Bethwyn’s incredible beauty, no matter what she
wore or how she looked.
Drunken poker, hide and seek and spoons.
Drunken anything, actually.
Sparring with Aurora.
All the
stupid jokes and noises John and Bob made.
Catching Bethwyn catch me
dancing as I made breakfast for myself.
Giving Bethwyn massages and
getting her food, drinks and ice cream.
Smiling as she asked if she
minded if she shared my toothbrush for a night.
Spaghetti. Always
spaghetti.
Dumplings in soup and fat magpies who ate the leftovers.

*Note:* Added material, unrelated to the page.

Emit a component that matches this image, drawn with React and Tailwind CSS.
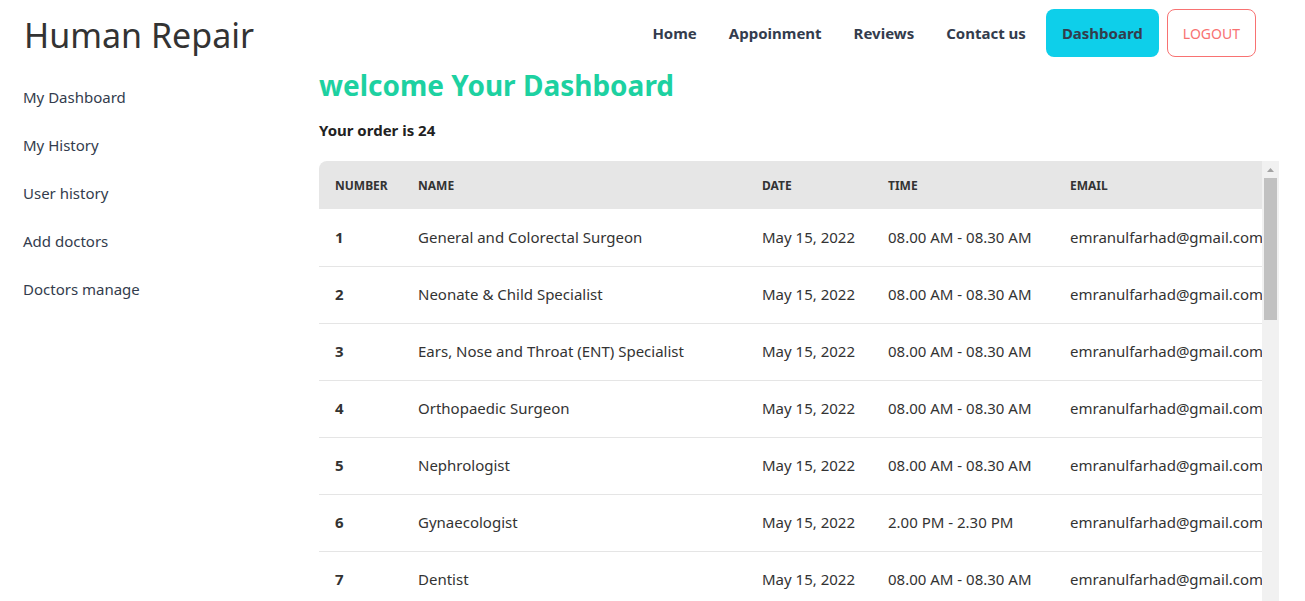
const NAV = ['Home', 'Appoinment', 'Reviews', 'Contact us']
const SIDE = ['My Dashboard', 'My History', 'User history', 'Add doctors', 'Doctors manage']

const ORDERS = [
  { name: 'General and Colorectal Surgeon', time: '08.00 AM - 08.30 AM' },
  { name: 'Neonate & Child Specialist', time: '08.00 AM - 08.30 AM' },
  { name: 'Ears, Nose and Throat (ENT) Specialist', time: '08.00 AM - 08.30 AM' },
  { name: 'Orthopaedic Surgeon', time: '08.00 AM - 08.30 AM' },
  { name: 'Nephrologist', time: '08.00 AM - 08.30 AM' },
  { name: 'Gynaecologist', time: '2.00 PM - 2.30 PM' },
  { name: 'Dentist', time: '08.00 AM - 08.30 AM' },
  { name: 'Cardiologist', time: '08.00 AM - 08.30 AM' },
]

export default function App() {
  return (
    <div className="h-screen overflow-hidden bg-white text-[#333] font-['Noto_Sans',sans-serif]">
      {/* header */}
      <header className="flex items-center justify-between pl-6 pr-[49px] py-[9px]">
        <h1 className="text-[34px] leading-none text-[#333] mt-1">Human Repair</h1>
        <nav className="flex items-center">
          {NAV.map(n => (
            <a key={n} className="px-4 text-[15px] font-bold text-[#333c4d]">{n}</a>
          ))}
          <button className="ml-1 h-12 px-4 rounded-lg bg-[#0ecfea] text-[15px] font-bold text-[#333c4d]">Dashboard</button>
          <button className="ml-2 h-12 px-[15px] rounded-lg border border-[#f87272] text-[14px] text-[#f87272] uppercase">Logout</button>
        </nav>
      </header>

      <div className="flex">
        {/* sidebar */}
        <aside className="w-[319px] shrink-0 pl-[23px] pt-[7px]">
          {SIDE.map(s => (
            <div key={s} className="h-12 flex items-center text-[15px] text-[#333c4d]">{s}</div>
          ))}
        </aside>

        {/* main */}
        <main className="flex-1 min-w-0 pr-[26px] pt-px">
          <h2 className="text-[28px] leading-9 font-bold text-[#1dd1a1]">welcome Your Dashboard</h2>
          <p className="mt-4 text-[15px] leading-[22px] font-bold text-[#222]">Your order is 24</p>

          <div className="mt-5 flex h-[480px]">
            <div className="flex-1 min-w-0 overflow-hidden">
              <table className="table-fixed border-collapse w-[1000px] text-left">
                <thead>
                  <tr className="h-12 bg-[#e6e6e6] text-[12px] font-bold uppercase text-[#333]">
                    <th className="w-[83px] pl-4 pt-px rounded-tl-lg">Number</th>
                    <th className="w-[344px] pl-4 pt-px">Name</th>
                    <th className="w-[126px] pl-4 pt-px">Date</th>
                    <th className="w-[182px] pl-4 pt-px">Time</th>
                    <th className="pl-4 pt-px">Email</th>
                  </tr>
                </thead>
                <tbody className="text-[15px] text-[#333]">
                  {ORDERS.map((o, i) => (
                    <tr key={i} className="h-[57px] border-b border-[#e5e5e5]">
                      <td className="pl-4 font-bold">{i + 1}</td>
                      <td className="pl-4 whitespace-nowrap">{o.name}</td>
                      <td className="pl-4 whitespace-nowrap">May 15, 2022</td>
                      <td className="pl-4 whitespace-nowrap">{o.time}</td>
                      <td className="pl-4 whitespace-nowrap">emranulfarhad@gmail.com</td>
                    </tr>
                  ))}
                </tbody>
              </table>
            </div>
            {/* scrollbar */}
            <div className="w-[17px] shrink-0 bg-[#f1f1f1] flex flex-col items-center">
              <svg width="17" height="17" viewBox="0 0 17 17" className="shrink-0">
                <path d="M5 11 L8.5 7 L12 11 Z" fill="#a3a3a3" />
              </svg>
              <div className="w-[13px] h-[142px] bg-[#c1c1c1]" />
            </div>
          </div>
        </main>
      </div>
    </div>
  )
}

Shattering a wine glass with my foot.
Building sand castles on the beach.
The chocolate factory and a certain orange bottle purchased there.
Wine and cheese tastings.
Running playfully down
the street with Bethwyn laughing just as wildly.
Air guitaring.

Discovering I’m pretty decent at Quake 3; Bob thinks I’m better than
him because he saw my score- I didn’t tell him I was camping.
Hell,
just sharing a bed with Bethwyn earns another mention.
Discovering how
awesome Nicolette’s sense of humour is, and her taste in junkfood.

Spending $52 and 35 minutes at Margies Pizza only to walk down the road
to find Eagle Boys were selling theirs for $5.95 and 5 minutes a piece.

Talking skating with John.
Smiling at the moon and having it smile back
at me.
Laughing as Bethwyn "sunk my battleship".
Winning all forty
bottlecaps in poker and deciding to invest them in a mansion for Bethwyn and
myself.
Aurora’s outfits.
Projectors + movies (and Terry Tate).
A surf
shop called "Wet Dreams".
Sitting and reading with Bethwyn. Just sitting, just reading. Enormous levels of pleasure for something so simplistic.
Lychee body butter. Alas!

Hm… Well, that’s all I’ve got for the moment, but I’m sure there’ll be more. Good times indeed, I miss them, but look forward to the future. Maybe another holiday is in order- once I replenish my funds, anyway. Pip pip, and good day!